The International Covenant on Civil and Political Rights (ICCPR), ratified by the US in 1992, declares, “Everyone has the right to liberty and security of person.” This right has been interpreted to protect an individual’s security of person even when the threat arises from a private actor. The ICCPR also prohibits discrimination on “any ground such as race, colour, sex, language, religion, political or other opinion, national or social origin, property, birth or other status.” Both the Convention against Torture and Other Cruel, Inhuman or Degrading Treatment or Punishment (“Convention against Torture”) and article 7 of the ICCPR guarantee the right to be free from torture and cruel, inhuman, or degrading treatment. International tribunals and other bodies have established that rape is covered by these prohibitions on torture.
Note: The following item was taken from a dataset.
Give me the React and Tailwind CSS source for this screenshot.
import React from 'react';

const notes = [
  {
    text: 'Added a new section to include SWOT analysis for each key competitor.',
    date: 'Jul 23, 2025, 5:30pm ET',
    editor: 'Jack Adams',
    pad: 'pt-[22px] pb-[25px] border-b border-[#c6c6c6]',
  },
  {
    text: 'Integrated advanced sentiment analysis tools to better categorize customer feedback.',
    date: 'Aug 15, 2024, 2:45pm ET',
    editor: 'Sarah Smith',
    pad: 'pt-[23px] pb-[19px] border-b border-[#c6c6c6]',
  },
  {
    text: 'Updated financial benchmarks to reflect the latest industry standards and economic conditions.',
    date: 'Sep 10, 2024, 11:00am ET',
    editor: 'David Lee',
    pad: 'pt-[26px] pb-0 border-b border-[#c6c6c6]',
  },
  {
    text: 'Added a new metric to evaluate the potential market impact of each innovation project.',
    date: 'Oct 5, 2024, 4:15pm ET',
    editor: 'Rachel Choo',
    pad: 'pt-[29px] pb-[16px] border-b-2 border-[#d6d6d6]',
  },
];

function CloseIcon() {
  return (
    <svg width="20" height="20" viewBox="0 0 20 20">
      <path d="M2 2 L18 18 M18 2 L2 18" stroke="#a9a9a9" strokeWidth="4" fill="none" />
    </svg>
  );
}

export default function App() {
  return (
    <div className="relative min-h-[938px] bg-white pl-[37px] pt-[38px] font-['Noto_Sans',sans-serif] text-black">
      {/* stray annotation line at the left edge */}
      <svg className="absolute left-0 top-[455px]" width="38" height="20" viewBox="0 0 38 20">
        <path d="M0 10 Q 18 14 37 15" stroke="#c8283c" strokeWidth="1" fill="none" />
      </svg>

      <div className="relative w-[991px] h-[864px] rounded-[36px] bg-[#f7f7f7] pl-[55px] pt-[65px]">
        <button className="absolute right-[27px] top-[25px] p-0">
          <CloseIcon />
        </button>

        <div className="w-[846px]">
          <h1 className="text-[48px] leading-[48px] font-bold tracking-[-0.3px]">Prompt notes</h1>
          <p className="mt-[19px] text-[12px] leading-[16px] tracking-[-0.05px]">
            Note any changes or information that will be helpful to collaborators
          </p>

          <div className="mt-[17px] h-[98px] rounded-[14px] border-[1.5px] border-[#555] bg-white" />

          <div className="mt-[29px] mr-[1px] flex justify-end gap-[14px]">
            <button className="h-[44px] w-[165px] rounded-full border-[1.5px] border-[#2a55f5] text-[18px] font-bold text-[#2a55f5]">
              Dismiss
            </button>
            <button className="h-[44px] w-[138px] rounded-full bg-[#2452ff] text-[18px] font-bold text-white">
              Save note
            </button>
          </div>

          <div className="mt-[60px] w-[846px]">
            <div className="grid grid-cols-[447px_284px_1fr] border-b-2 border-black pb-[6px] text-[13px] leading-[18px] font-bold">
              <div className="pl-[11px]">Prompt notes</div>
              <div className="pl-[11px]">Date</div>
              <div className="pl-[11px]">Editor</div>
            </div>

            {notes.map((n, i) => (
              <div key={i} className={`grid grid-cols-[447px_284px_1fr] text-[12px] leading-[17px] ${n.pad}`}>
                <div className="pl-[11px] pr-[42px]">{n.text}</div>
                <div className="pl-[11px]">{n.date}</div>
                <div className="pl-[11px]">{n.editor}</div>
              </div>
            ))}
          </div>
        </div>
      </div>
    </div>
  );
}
The United Nations Human Rights Committee (HRC) has made clear that states parties to the ICCPR and other conventions are in violation of their obligations not only when state actors are responsible for violation of treaty provisions, but also when the state fails to take necessary steps to prevent violations caused by private actors. The HRC’s General Comment 31 to the ICCPR notes that states parties must “take appropriate measures … or exercise due diligence to prevent, punish, investigate or redress the harm caused by such acts by private persons or entities.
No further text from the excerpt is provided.